Apabila persoalan seperti ini tidak direspon, menurut Taj Yasin, berpotensi membuat masyarakat tidak percaya dengan pendidikan di pondok pesantren. Masyarakat menjadi fobia karena pondok pesantren tidak memberikan jaminan rasa aman dan nyaman untuk belajar agama.

"Kalau mereka (masyarakat) fobia dengan pondok pesantren, lalu bagaimana tanggungjawab kita sebagai masyarakat pesantren. Padahal kita tahu banyak pondok-pondok pesantren yang lebih bagus dari pondok-pondok pesantren yang saat ini diberitakan masif," ujarnya.

Gubernur Jateng Ganjar Pranowo bahkan meminta Dinas Pendidikan untuk mengumpulkan semua guru. ‘’Saya minta Dinas Pemberdayaan Perempuan dan Anak, kerja kita nampaknya harus lebih keras lagi. Dinas pendidikan saya minta kumpulkan semua guru dan kepala sekolah, nggak boleh ada lagi cerita seperti ini," kata Ganjar usai menjadi narasumber pada acara "Ngobrol Penak Sareng Mas Ganjar dalam rangka memperingati Hari Ibu di Gedung Gradhika Bhakti Praja, Kamis (16/12/2021).

Ganjar meminta agar di setiap ruang publik atau yang sulit dijangkau agar dipasang CCTV. Sebab, beberapa kasus kekerasan seksual tersebut dilakukan di tempat yang seharusnya anak merasa nyaman.

"Kalau perlu pasang cctv di sekolah-sekolah itu. Kalau tidak, kita akan kecolongan bahkan di tempat yang seharusnya anak merasa nyaman pun, menjadi tempat yang berbahaya," tegasnya.

Serangkaian kasus kekerasan seksual itu menjadi pelajaran yang sangat berharga bagi kita semua. Betapa tempat yang seharusnya membuat anak nyaman dan terlindungi, justru menjadi tempat yang sangat berbahaya. Lembaga di mana para orang tua menaruhkan banyak harapan untuk masa depan anak-anak mereka, justru telah merenggut masa depan mereka ke titik paling nadir dan kelam. Tempat yang seharusnya menjadi penjaga dan pengajar untuk membentuk moralitas dan akhlak anak, malah menjadi tempat yang merusak keyakinan mereka ke tubir paling gelap. Di mana moralitas itu, ke mana gerangan marwah dan kehormatan itu, jika di lembaga yang mengklaim paling mulia, justru menjadi neraka jahanam yang memberangus kehormatan dan kesucian anak-anak?

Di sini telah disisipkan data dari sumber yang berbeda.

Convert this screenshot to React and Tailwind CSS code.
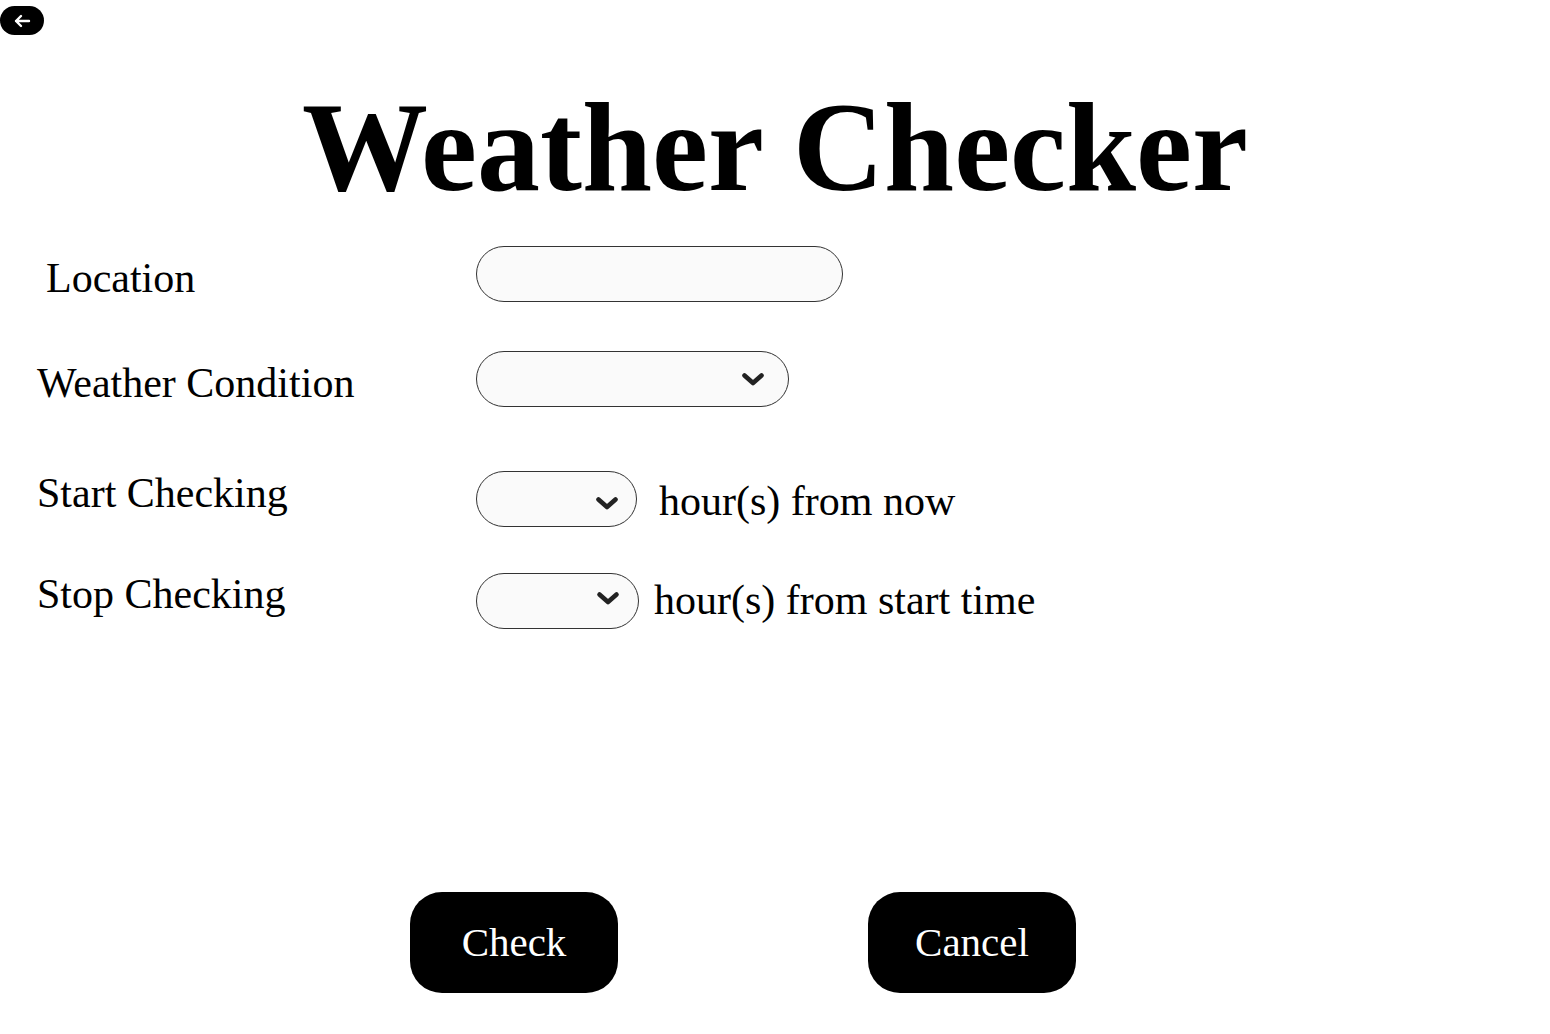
import React from "react";

function Chevron() {
  return (
    <svg width="24" height="15" viewBox="0 0 24 15" fill="none">
      <path d="M3.5 3.5 L12 11 L20.5 3.5" stroke="#222" strokeWidth="4.6" strokeLinecap="round" strokeLinejoin="round" />
    </svg>
  );
}

function FakeSelect({ cls }) {
  return (
    <div className={`flex h-[56px] items-center justify-end rounded-full border border-[#333] bg-[#fafafa] ${cls}`}>
      <Chevron />
    </div>
  );
}

export default function App() {
  return (
    <div className="min-h-[1034px] w-full bg-white text-black" style={{ fontFamily: '"Liberation Serif", "Times New Roman", serif' }}>
      <div className="pt-[6px]">
        <button className="flex h-[29px] w-[44px] items-center justify-center rounded-full bg-black">
          <svg width="18" height="14" viewBox="0 0 18 14" fill="none">
            <path d="M16 7 H3 M8 2 L3 7 L8 12" stroke="white" strokeWidth="2.4" strokeLinecap="round" strokeLinejoin="round" />
          </svg>
        </button>
      </div>

      <h1 className="mt-[50px] text-center text-[126px] font-bold leading-none">Weather Checker</h1>

      <div className="mt-[35px] flex flex-col text-[42px] leading-none">
        <div className="flex h-[56px]">
          <div className="w-[476px] pl-[46px] pt-[11px]">Location</div>
          <div className="h-[56px] w-[367px] rounded-full border border-[#333] bg-[#fafafa]"></div>
        </div>

        <div className="mt-[49px] flex h-[56px]">
          <div className="w-[476px] pl-[37px] pt-[11px]">Weather Condition</div>
          <FakeSelect cls="w-[313px] pr-[23px]" />
        </div>

        <div className="mt-[64px] flex h-[56px]">
          <div className="w-[476px] pl-[37px] pt-[1px]">Start Checking</div>
          <FakeSelect cls="w-[161px] pr-[17px] pt-[8px]" />
          <div className="pl-[22px] pt-[9px]">hour(s) from now</div>
        </div>

        <div className="mt-[46px] flex h-[56px]">
          <div className="w-[476px] pl-[37px] pt-[0px]">Stop Checking</div>
          <FakeSelect cls="w-[163px] pr-[18px] pb-[6px]" />
          <div className="pl-[15px] pt-[6px]">hour(s) from start time</div>
        </div>
      </div>

      <div className="mt-[263px] flex gap-[250px] pl-[410px]">
        <button className="flex h-[101px] w-[208px] items-center justify-center rounded-[32px] bg-black text-[41px] leading-none text-white">
          Check
        </button>
        <button className="flex h-[101px] w-[208px] items-center justify-center rounded-[32px] bg-black text-[41px] leading-none text-white">
          Cancel
        </button>
      </div>
    </div>
  );
}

Sekali lagi, kita kutuk para predator seks yang bersemayam di lembaga-lembaga pendidikan agama. Mereka layak dan pantas dihukum seberat-beratnya dengan pengadilan yang bersih dan adil. Kita berharap, anak-anak para korban kekerasan seksual mendapat perlakuan yang adil dan pemulihan yang paripurna bagi mental, jiwa dan spiritualitasnya. Kita tidak ingin, kasus-kasus kekerasan seksual atau kekerasan apapun terjadi lagi di lembaga-lembaga pendidikan, baik berlabel umum, apalagi yang berlabel agama. Kita berharap, noda hitam dalam lembaga pendidikan agama di Tanah Air, cukup sampai di sini. Jangan ada lagi korban-korban yang berjatuhan, anak-anak tak berdosa yang harus kehilangan kesucian, kehormatan dan masa depannya di lembaga pendidikan terhormat di negeri ini.